Investment Considerations for Project Developers

Investors looking to tap into Kenya's green hydrogen potential should consider several key factors:

a) Infrastructure

The production of green hydrogen requires infrastructure and high capital expenditure to manage the high production costs stemming from the need for electrolysers, constant water and electricity supply and storage facilities.

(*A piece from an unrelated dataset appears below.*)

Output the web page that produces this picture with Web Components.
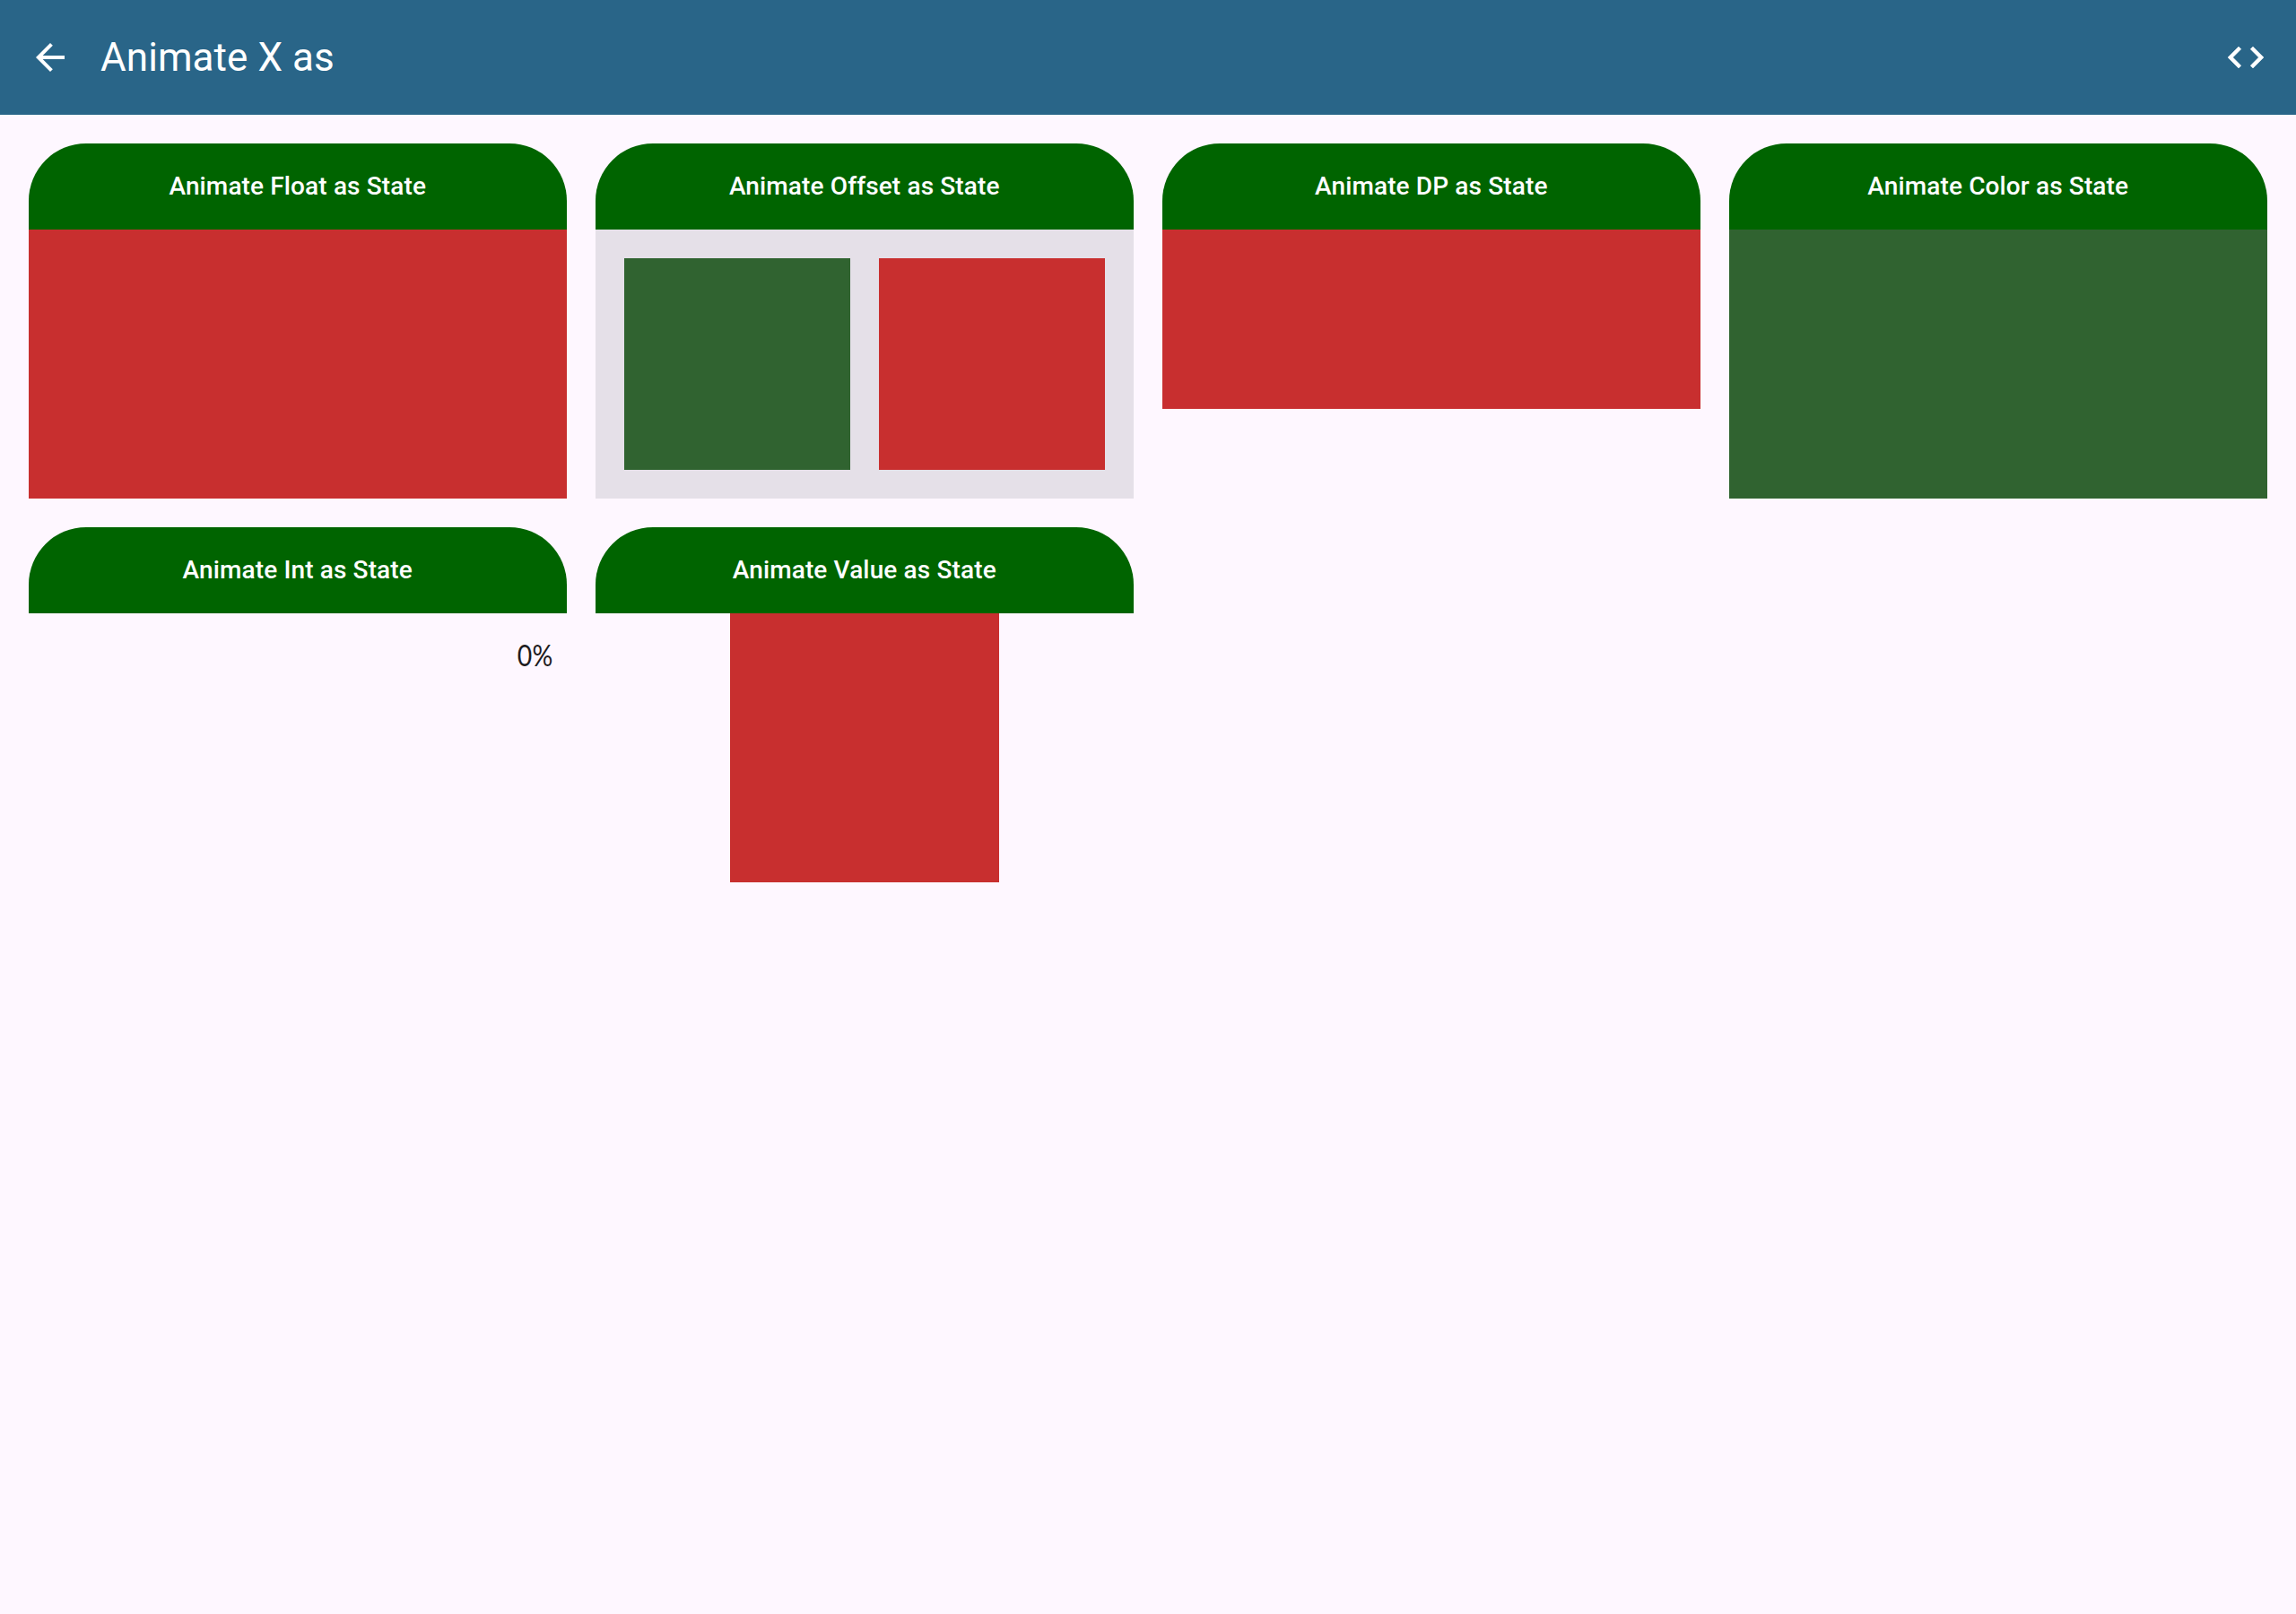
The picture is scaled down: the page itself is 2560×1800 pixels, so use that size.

The Kenyan government has recognized this challenge and is taking steps to mitigate the same. In 2023, the government entered a financing agreement with the European Investment Bank aimed at financing the development of green hydrogen plants in Kenya. The agreement will see the EIB mobilise up to EUR 1.8 million in grants and provide loans to finance viable green hydrogen projects. Additionally, per the country’s Draft National Green Fiscal Incentives Policy Framework of 2022, the government plans to develop a green investment bank (GIB) to provide funding instruments and incentives for green investments. Once established, the GIB will provide a range of financial instruments, including credit guarantees, risk-reduction facilities, and debt and equity.

b) Accessible market

The Kenyan government has begun taking steps towards creating this market in line with the Strategy Roadmap.

c) Collaboration

Collaboration amongst institutions and governments at a regional and international level can provide additional opportunities and support for green hydrogen projects. Accordingly, the government entered into collaboration agreements with the European Union and should continue to pursue such partnerships to broaden the country’s opportunities in the production of green hydrogen.